Data excerpt:
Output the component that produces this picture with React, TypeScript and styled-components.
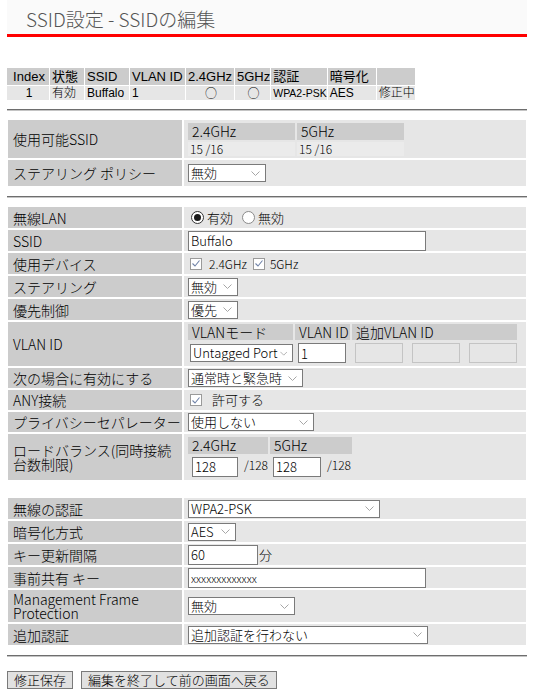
import React, { FC, ReactNode } from 'react'
import styled, { createGlobalStyle } from 'styled-components'

const jp = `"Noto Sans CJK JP", "DejaVu Sans", sans-serif`
const ui = `"Liberation Sans", "Noto Sans CJK JP", sans-serif`

const GlobalStyle = createGlobalStyle`
  *, *::before, *::after { box-sizing: border-box; }
  body {
    margin: 0;
    background: #fff;
    color: #000;
    font-family: ${jp};
    font-weight: 300;
  }
`

type THead = { label: string, w: number, center?: boolean }

const STATUS_HEAD: THead[] = [
  { label: 'Index', w: 42, center: true },
  { label: '状態', w: 34 },
  { label: 'SSID', w: 44 },
  { label: 'VLAN ID', w: 55 },
  { label: '2.4GHz', w: 48 },
  { label: '5GHz', w: 33 },
  { label: '認証', w: 51 },
  { label: '暗号化', w: 48 },
  { label: '', w: 37 },
]

type TCell = { text: string, center?: boolean, small?: boolean, mark?: boolean }

const STATUS_ROW: TCell[] = [
  { text: '1', center: true },
  { text: '有効' },
  { text: 'Buffalo' },
  { text: '1' },
  { text: '○', center: true, mark: true },
  { text: '○', center: true, mark: true },
  { text: 'WPA2-PSK', small: true },
  { text: 'AES' },
  { text: '修正中' },
]

const Chevron: FC = () => (
  <svg width="9" height="5" viewBox="0 0 9 5" aria-hidden>
    <polyline points="0.5,0.5 4.5,4.5 8.5,0.5" fill="none" stroke="#a6a6a6" strokeWidth="1" />
  </svg>
)

const Select: FC<{ w: number, children: ReactNode }> = ({ w, children }) => (
  <S.SelectBox $w={w}>
    <span>{children}</span>
    <Chevron />
  </S.SelectBox>
)

const Check: FC = () => (
  <S.CheckBox>
    <svg width="8" height="7" viewBox="0 0 8 7" aria-hidden>
      <polyline points="0.5,3.5 3,6 7.5,0.5" fill="none" stroke="#7083a8" strokeWidth="1.1" />
    </svg>
  </S.CheckBox>
)

export default function App() {
  return (
    <S.Page>
      <GlobalStyle />
      <S.Header>
        <S.Title>SSID設定 - SSIDの編集</S.Title>
      </S.Header>

      <S.StatusTable>
        <thead>
          <tr>
            {STATUS_HEAD.map((h, i) => (
              <S.StatusHead key={i} $w={h.w} $center={h.center}>{h.label}</S.StatusHead>
            ))}
          </tr>
        </thead>
        <tbody>
          <tr>
            {STATUS_ROW.map((c, i) => (
              <S.StatusCell key={i} $center={c.center} $small={c.small} $mark={c.mark}>{c.text}</S.StatusCell>
            ))}
          </tr>
        </tbody>
      </S.StatusTable>
      <S.Divider />

      <S.FormTable $top={7}>
        <tbody>
          <S.Row $h={38}>
            <S.Label>使用可能SSID</S.Label>
            <S.Value>
              <S.SubTable>
                <colgroup><S.Col $w={107} /><S.Col $w={107} /></colgroup>
                <tbody>
                  <tr>
                    <S.SubHead $h={17}>2.4GHz</S.SubHead>
                    <S.SubHead $h={17}>5GHz</S.SubHead>
                  </tr>
                  <tr>
                    <S.Count>15 /16</S.Count>
                    <S.Count>15 /16</S.Count>
                  </tr>
                </tbody>
              </S.SubTable>
            </S.Value>
          </S.Row>
          <S.Row $h={26}>
            <S.Label>ステアリング ポリシー</S.Label>
            <S.Value><Select w={78}>無効</Select></S.Value>
          </S.Row>
        </tbody>
      </S.FormTable>
      <S.Divider />

      <S.FormTable $top={7}>
        <tbody>
          <S.Row $h={21}>
            <S.Label>無線LAN</S.Label>
            <S.Value>
              <S.Inline $gap={9} $indent={3}>
                <S.Choice $gap={3}><S.Radio $on />有効</S.Choice>
                <S.Choice $gap={3}><S.Radio />無効</S.Choice>
              </S.Inline>
            </S.Value>
          </S.Row>
          <S.Row $h={21}>
            <S.Label>SSID</S.Label>
            <S.Value><S.TextBox $w={238} defaultValue="Buffalo" /></S.Value>
          </S.Row>
          <S.Row $h={21}>
            <S.Label>使用デバイス</S.Label>
            <S.Value>
              <S.Inline $gap={6} $indent={2}>
                <S.Choice $gap={7}><Check /><S.Small>2.4GHz</S.Small></S.Choice>
                <S.Choice $gap={5}><Check /><S.Small>5GHz</S.Small></S.Choice>
              </S.Inline>
            </S.Value>
          </S.Row>
          <S.Row $h={21}>
            <S.Label>ステアリング</S.Label>
            <S.Value><Select w={50}>無効</Select></S.Value>
          </S.Row>
          <S.Row $h={21}>
            <S.Label>優先制御</S.Label>
            <S.Value><Select w={50}>優先</Select></S.Value>
          </S.Row>
          <S.Row $h={44}>
            <S.Label>VLAN ID</S.Label>
            <S.Value>
              <S.SubTable>
                <colgroup>
                  <S.Col $w={105} /><S.Col $w={55} /><S.Col $w={53} /><S.Col $w={53} /><S.Col $w={53} />
                </colgroup>
                <tbody>
                  <tr>
                    <S.SubHead $h={16}>VLANモード</S.SubHead>
                    <S.SubHead $h={16}>VLAN ID</S.SubHead>
                    <S.SubHead $h={16} colSpan={3}>追加VLAN ID</S.SubHead>
                  </tr>
                  <tr>
                    <S.SubCell $pad={2}><Select w={103}>Untagged Port</Select></S.SubCell>
                    <S.SubCell $pad={3}><S.TextBox $w={48} defaultValue="1" /></S.SubCell>
                    <S.SubCell $pad={3}><S.TextBox $w={48} disabled /></S.SubCell>
                    <S.SubCell $pad={5}><S.TextBox $w={48} disabled /></S.SubCell>
                    <S.SubCell $pad={7}><S.TextBox $w={48} disabled /></S.SubCell>
                  </tr>
                </tbody>
              </S.SubTable>
            </S.Value>
          </S.Row>
          <S.Row $h={20}>
            <S.Label>次の場合に有効にする</S.Label>
            <S.Value><Select w={115}>通常時と緊急時</Select></S.Value>
          </S.Row>
          <S.Row $h={20}>
            <S.Label>ANY接続</S.Label>
            <S.Value>
              <S.Inline $gap={10} $indent={2}>
                <Check />
                <span>許可する</span>
              </S.Inline>
            </S.Value>
          </S.Row>
          <S.Row $h={20}>
            <S.Label>プライバシーセパレーター</S.Label>
            <S.Value><Select w={126}>使用しない</Select></S.Value>
          </S.Row>
          <S.Row $h={46}>
            <S.Label>ロードバランス(同時接続台数制限)</S.Label>
            <S.Value>
              <S.SubTable>
                <colgroup><S.Col $w={80} /><S.Col $w={82} /></colgroup>
                <tbody>
                  <tr>
                    <S.SubHead $h={17}>2.4GHz</S.SubHead>
                    <S.SubHead $h={17}>5GHz</S.SubHead>
                  </tr>
                  <tr>
                    <S.SubCell $pad={4}>
                      <S.TextBox $w={46} defaultValue="128" /><S.Unit>/128</S.Unit>
                    </S.SubCell>
                    <S.SubCell $pad={3}>
                      <S.TextBox $w={48} defaultValue="128" /><S.Unit>/128</S.Unit>
                    </S.SubCell>
                  </tr>
                </tbody>
              </S.SubTable>
            </S.Value>
          </S.Row>
        </tbody>
      </S.FormTable>

      <S.FormTable $top={14}>
        <tbody>
          <S.Row $h={21}>
            <S.Label>無線の認証</S.Label>
            <S.Value><Select w={192}>WPA2-PSK</Select></S.Value>
          </S.Row>
          <S.Row $h={21}>
            <S.Label>暗号化方式</S.Label>
            <S.Value><Select w={48}>AES</Select></S.Value>
          </S.Row>
          <S.Row $h={21}>
            <S.Label>キー更新間隔</S.Label>
            <S.Value>
              <S.Inline $gap={1}>
                <S.TextBox $w={70} defaultValue="60" />
                <span>分</span>
              </S.Inline>
            </S.Value>
          </S.Row>
          <S.Row $h={21}>
            <S.Label>事前共有 キー</S.Label>
            <S.Value><S.TextBox $w={238} $small defaultValue="xxxxxxxxxxxxx" /></S.Value>
          </S.Row>
          <S.Row $h={32}>
            <S.Label>Management Frame Protection</S.Label>
            <S.Value><Select w={107}>無効</Select></S.Value>
          </S.Row>
          <S.Row $h={21}>
            <S.Label>追加認証</S.Label>
            <S.Value><Select w={240}>追加認証を行わない</Select></S.Value>
          </S.Row>
        </tbody>
      </S.FormTable>
      <S.Divider />

      <S.ButtonBar>
        <S.Button type="button">修正保存</S.Button>
        <S.Button type="button">編集を終了して前の画面へ戻る</S.Button>
      </S.ButtonBar>
    </S.Page>
  )
}

const S = {
  Page: styled.div`
    width: 534px;
    padding: 0 6px;
  `,
    Header: styled.div`
      margin: 0 1px;
      height: 37px;
      padding: 3px 0 0 19px;
      background: #fafafa;
      border-bottom: 3px solid #ff0000;
    `,
      Title: styled.h1`
        margin: 0;
        font-size: 19px;
        font-weight: 300;
        line-height: 31px;
        color: #555;
      `,
    StatusTable: styled.table`
      margin-top: 30px;
      border-spacing: 1px;
      table-layout: fixed;
      font-family: ${ui};
    `,
      StatusHead: styled.th<{ $w: number, $center?: boolean }>`
        width: ${p => p.$w}px;
        height: 17px;
        padding: 0 0 0 2px;
        background: #cccccc;
        font-size: 13px;
        font-weight: normal;
        line-height: 17px;
        text-align: ${p => (p.$center ? 'center' : 'left')};
        white-space: nowrap;
      `,
      StatusCell: styled.td<{ $center?: boolean, $small?: boolean, $mark?: boolean }>`
        height: 14px;
        padding: 0 0 0 2px;
        background: #e6e6e6;
        font-family: ${p => (p.$mark ? jp : ui)};
        font-size: ${p => (p.$small ? 10.5 : 12)}px;
        line-height: 14px;
        text-align: ${p => (p.$center ? 'center' : 'left')};
        white-space: nowrap;
      `,
    Divider: styled.div`
      margin: 8px 1px 0;
      height: 2px;
      border-top: 1px solid #6e6e6e;
      border-bottom: 1px solid #c4c4c4;
    `,
    FormTable: styled.table<{ $top: number }>`
      width: 522px;
      margin-top: ${p => p.$top}px;
      border-spacing: 2px;
      table-layout: fixed;
    `,
      Row: styled.tr<{ $h: number }>`
        height: ${p => p.$h}px;
      `,
        Label: styled.td`
          width: 174px;
          padding: 0 0 0 5px;
          background: #cccccc;
          font-size: 14px;
          line-height: 14px;
          vertical-align: middle;
        `,
        Value: styled.td`
          padding: 0 0 0 4px;
          background: #e6e6e6;
          font-size: 13px;
          line-height: 16px;
          vertical-align: middle;
        `,
          Inline: styled.div<{ $gap: number, $indent?: number }>`
            display: flex;
            align-items: center;
            gap: ${p => p.$gap}px;
            padding-left: ${p => p.$indent ?? 0}px;
          `,
            Choice: styled.span<{ $gap: number }>`
              display: inline-flex;
              align-items: center;
              gap: ${p => p.$gap}px;
            `,
              Radio: styled.span<{ $on?: boolean }>`
                display: inline-flex;
                align-items: center;
                justify-content: center;
                width: 13px;
                height: 13px;
                border-radius: 50%;
                border: 1px solid ${p => (p.$on ? '#333' : '#8a8a8a')};
                background: #fff;
                &::after {
                  content: '';
                  width: 7px;
                  height: 7px;
                  border-radius: 50%;
                  background: ${p => (p.$on ? '#1a1a1a' : 'transparent')};
                }
              `,
              CheckBox: styled.span`
                display: inline-flex;
                align-items: center;
                justify-content: center;
                width: 12px;
                height: 12px;
                border: 1px solid #9a9a9a;
                background: #fff;
              `,
              Small: styled.span`
                font-size: 12px;
              `,
          SelectBox: styled.span<{ $w: number }>`
            display: inline-flex;
            align-items: center;
            justify-content: space-between;
            gap: 2px;
            width: ${p => p.$w}px;
            height: 18px;
            padding: 0 5px 0 2px;
            border: 1px solid #7a7a7a;
            background: #fff;
            font-family: ${jp};
            font-size: 13px;
            font-weight: 300;
            line-height: 16px;
            white-space: nowrap;
            vertical-align: middle;
          `,
          TextBox: styled.input<{ $w: number, $small?: boolean }>`
            width: ${p => p.$w}px;
            height: 20px;
            margin: 0;
            padding: 0 2px;
            border: 1px solid #7a7a7a;
            border-radius: 0;
            background: #fff;
            color: #000;
            font-family: ${jp};
            font-size: ${p => (p.$small ? 11 : 13)}px;
            font-weight: 300;
            vertical-align: middle;
            &:disabled {
              border-color: #c4c4c4;
              background: transparent;
            }
          `,
          SubTable: styled.table`
            margin-left: -2px;
            border-spacing: 2px;
            table-layout: fixed;
          `,
            Col: styled.col<{ $w: number }>`
              width: ${p => p.$w}px;
            `,
            SubHead: styled.th<{ $h: number }>`
              height: ${p => p.$h}px;
              padding: 0 0 0 4px;
              background: #cccccc;
              font-size: 14px;
              font-weight: 300;
              line-height: ${p => p.$h}px;
              text-align: left;
              white-space: nowrap;
            `,
            Count: styled.td`
              height: 14px;
              padding: 0 0 0 2px;
              background: #ebebeb;
              font-size: 12px;
              line-height: 14px;
            `,
            SubCell: styled.td<{ $pad: number }>`
              height: 22px;
              padding: 0 0 0 ${p => p.$pad}px;
              white-space: nowrap;
              vertical-align: middle;
            `,
              Unit: styled.span`
                margin-left: 6px;
                font-size: 12px;
              `,
    ButtonBar: styled.div`
      display: flex;
      gap: 8px;
      margin-top: 14px;
      padding-left: 1px;
    `,
      Button: styled.button`
        height: 18px;
        padding: 0 6px;
        border: 1px solid #7a7a7a;
        border-radius: 0;
        background: #e1e1e1;
        color: #000;
        font-family: ${jp};
        font-size: 13px;
        font-weight: 300;
        line-height: 16px;
      `,
}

The exercise:
Take every line from the data above that holds "components" and copy it out.

Result of the exercise:
Output the component that produces this picture with React, TypeScript and styled-components.
import styled, { createGlobalStyle } from 'styled-components'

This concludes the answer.